The value placed on the estate in the grant of probate was just under £2.5m.
Held:
The construction claim
- (1) The doctrines of interpretation and ademption fit together as follows. First the gift had to be interpreted to determine what the subject matter was. Then the doctrine of ademption required one to ask whether the subject matter of the gift had ceased to exist as the testator’s property or its nature had fundamentally changed.
- (2) To evaluate the rights of a departing partner from the point of dissolution involved considering what dissolution was. Dissolution did not mark the moment of extinction. One could still speak of someone having a share or interest in a partnership while the winding-up process was ongoing. The share or interest did not disappear at dissolution, but was crystallised. Dissolution turned it into a cash sum. A share or interest included what a partner ultimately got out of the partnership.
- (3) The purpose of s43 Partnership Act 1890 was not to destroy the share or interest at the point of dissolution and turn it into a debt. The right of the deceased partner’s representative consisted of having an account of the property, its collection and application, and of receiving that portion of the clear balance that accrues to the deceased’s share and interest in the partnership (Knox v Gye (1871-72) applied). Section 43 stated that the amount due in respect of the share should be a debt. The departing partner had the right to have the continuing partners account and to have the winding-up conducted properly. The departing partner retained a bundle of rights.
- (4) Having conduct of the winding up was not decisive in whether someone has a share or interest at the very least when one is looking at the content of the partner’s economic rights. Whether the deceased had a share in the partnership did not turn on whether the partnership entered dissolution through agreement or incapacity.
- (5) Once the winding up of the partnership was at a complete end for all practical purposes and the partners had been paid out, the partner no longer had any rights. Their share had been turned into cash.
- (6) The construction of the gift was straightforward. The deceased wished her son to have the whole of the partnership of which she was a 40% partner. If she had died before she became incapacitated, this would have passed to David the sum that was produced for him through the winding-up process, which would have been treated by s43 as a debt from the point of death, rather than a right to continue to participate in the partnership. The deceased still had a share in the partnership at the date of her death because there was no completed winding up and the deceased had not yet been paid out. This was also consistent with how the phrase ‘share and interest’ was commonly used in partnership law.
The removal claim
- (1) The touchstone of s50 Administration Act 1985 was to further the interests of the beneficiaries of the estate as a whole. The court was not being asked to find for one party or another. If, for whatever reason, it had become impossible or difficult for the administration to be completed by an existing personal representative, then an order for their removal would usually follow.

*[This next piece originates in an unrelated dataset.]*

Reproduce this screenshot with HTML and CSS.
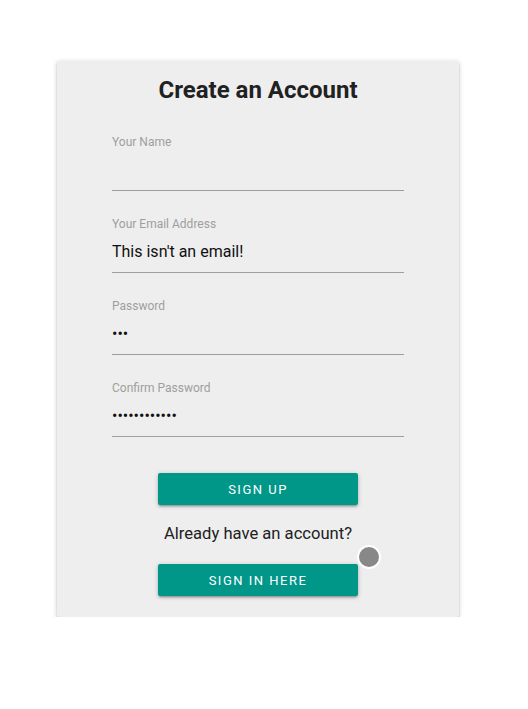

- (2) The court had a number of serious concerns about how the administration of the estate had proceeded:
- (a) Court directions should have been sought on the issue of ademption. While the sums at stake formed a relatively small part of the estate, the issue had needed to be resolved to bring clarity to David (and after his death, his estate). The issue had impeded the administration of the estate.
- (b) There had been no response to the detailed letter of claim sent on behalf of the claimant.
- (c) No evidence had been produced to contradict the allegation in the letter of claim that the first defendant had provided no explanation as to whether agricultural property relief (APR) or business property relief (BPR) were being claimed. Whatever the first defendant considered to be the correct approach should have been communicated to the claimant and the court.
- (d) The court would have expected an up-to-date account of the estate and its assets by the first defendant.
- (e) There were a number of potential challenges and flashpoints ahead. Those included: the interpretation of a clause in the will as to where the burden of inheritance tax should fall; identifying the part of an area of Spragg’s Wood which was to pass to David, along with a possible dispute as to the division of the remainder; and there remained a potential for future disputes over APR and BPR.
- (f) One of the reasons the obtaining of the grant had been delayed had been the first defendant’s concerns over the validity of the will. That had contributed to the worsening of relations and it was difficult to understand the capacity challenge when Susan had conducted herself under a lasting power of attorney executed after the date of the 2013 will.
- (3) The clear view was that the beneficiaries would be better served by the appointment of an independent professional administrator. There had been continual friction in the administration of the estate. Continuing with the current personal representative was likely to incur the greater cost in the long run. Although the defendants were against this course of action, this was outweighed by the concerns about administration and the court took into account that David was the principal beneficiary of the estate.